Я не успел договорить, как он был уже у меня за спиной и рвал из моих ослабевших рук оттиск полосы. До сих пор не пойму, как он, немолодой уже человек, смог в две-три секунды взлететь с девятого этажа на десятый. Чего только не сделаешь ради престижа любимой газеты.
С этими дежурствами вообще был большой геморрой. Кроме "свежей головы" газету вычитывали дежурный редактор, стайка наших корректорш, ведомая блистательной Тамарой Паллной Духаниной. А на самом верхнем этаже сидел ещё "литовец" или попросту цензор, который прикрывался эвфемизмом "сотрудник ЛИТО (литобъединения)". Правда, он не обязан был ловить опечатки, но хорошие "литовцы" почитали это за свой служебный долг.
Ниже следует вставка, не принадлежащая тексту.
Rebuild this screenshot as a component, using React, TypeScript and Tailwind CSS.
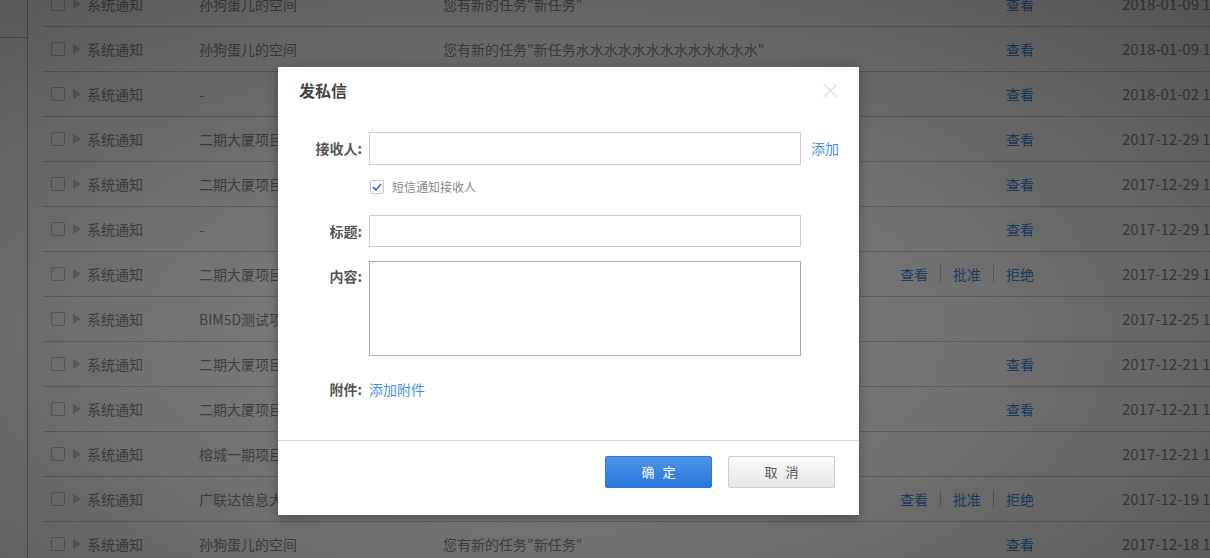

Каждый уровень демонстрировал повышенную бдительность. Однажды я дежурил с только что назначенным к нам заместителем редактора Игорем Тузиковым. Это было его первое дежурство, и, конечно, он мандражил гораздо больше меня, уже освоившегося в редакции и поднаторевшего в текучке. Вахта подходила к концу, все полосы были вычитаны и подписаны мною. Нужна была виза Тузикова. Захожу к нему, он сидит бледный и держится за что-то в области сердца. "Посмотри на "фонари", – слабо выговаривает он, – как мы могли пропустить?!"
"Фонари" – это первые буквы слов в начале статьи, выделенные жирным шрифтом и выписанные большим размером. Смотрю я на них и сообразить ничего не могу. Всё, вроде, нормально, на полосе разместились три статьи, соответственно – три фонаря: И, Р, и С. "Нет-нет, – страдальчески поправляет Игорь Николаевич, – ты прочти их в обратном порядке". Подождав, когда моё веселье чуть утихнет, добавляет: "Это же партийная полоса, а мы её обос...".
Газета в тот день вышла лишь под утро.
Была в редакции прекрасная традиция: обозревать (мы называли это – обзирать) вышедшие номера и выделять статьи, как лучшие, так и худшие. Работала даже специальная комиссия, которая отбирала лучшие материалы и предлагала редактору кандидатуры на звание "Лучший журналист месяца". Кроме неслыханного почёта, к званию прилагались 40 рублей – сумма по тем временам очень даже приличная.
Возглавлял комиссию работавший в моём отделе Валерий Красноруцкий, молодой человек, носивший окладистую ярко-рыжую бороду. Эта борода буквально сводила с ума главного редактора Василия Скрыпникова. Часто он зазывал меня к себе и, почему-то понизив голос, жарко допрашивал: "Он не баптист у тебя?" И, поразмыслив, добавлял задумчиво: "Матом не матерится". "Да что вы, Василий Ефимович, нет, конечно, – уверял я его, – я тоже не ругаюсь". Редактор недоверчиво смотрел на меня и оглядывался по сторонам. "А борода?!" – выдвигал он убойный аргумент, округляя глаза. "Борода – да, – соглашался я, – тут не попрёшь. Но, может быть, он из мормонов?". Редактор тихо ругался, разговор откладывался до следующей недели и повторялся снова.
Ох, чувствую раззуделась рука, неудержимо толкаются в память люди и события. Но ведь всего не расскажешь в одной статье. Спасибо судьбе за то, что жизнь моя сложилась так, как она сложилась. За то, что попал в круг замечательных журналистов и интереснейших человеков, что дышал с ними одним воздухом, пил из одних стаканов и делал лучшую в мире газету. Она навсегда останется со мной, и никто, никто-никто не в силах отобрать у меня годы, проведённые с ней. Живи долго, родная газета! Можно ещё много сказать о тебе сегодняшней, но в этом месте нам лучше расстаться.
На снимках: космонавт Юрий Малышев в гостях у редакции. Слева направо: Владимир Максимов, Михаил Ржаксенский, Фёдор Ванчугов, ваш покорный слуга, Николай Кострыкин, Всеволод Ершов, Василий Скрыпников; чего-то говорю Марку Захарову; в знаменитых Ураковых пещерах вместе с руководителем спелеологов Михаилом Годуном; на посту!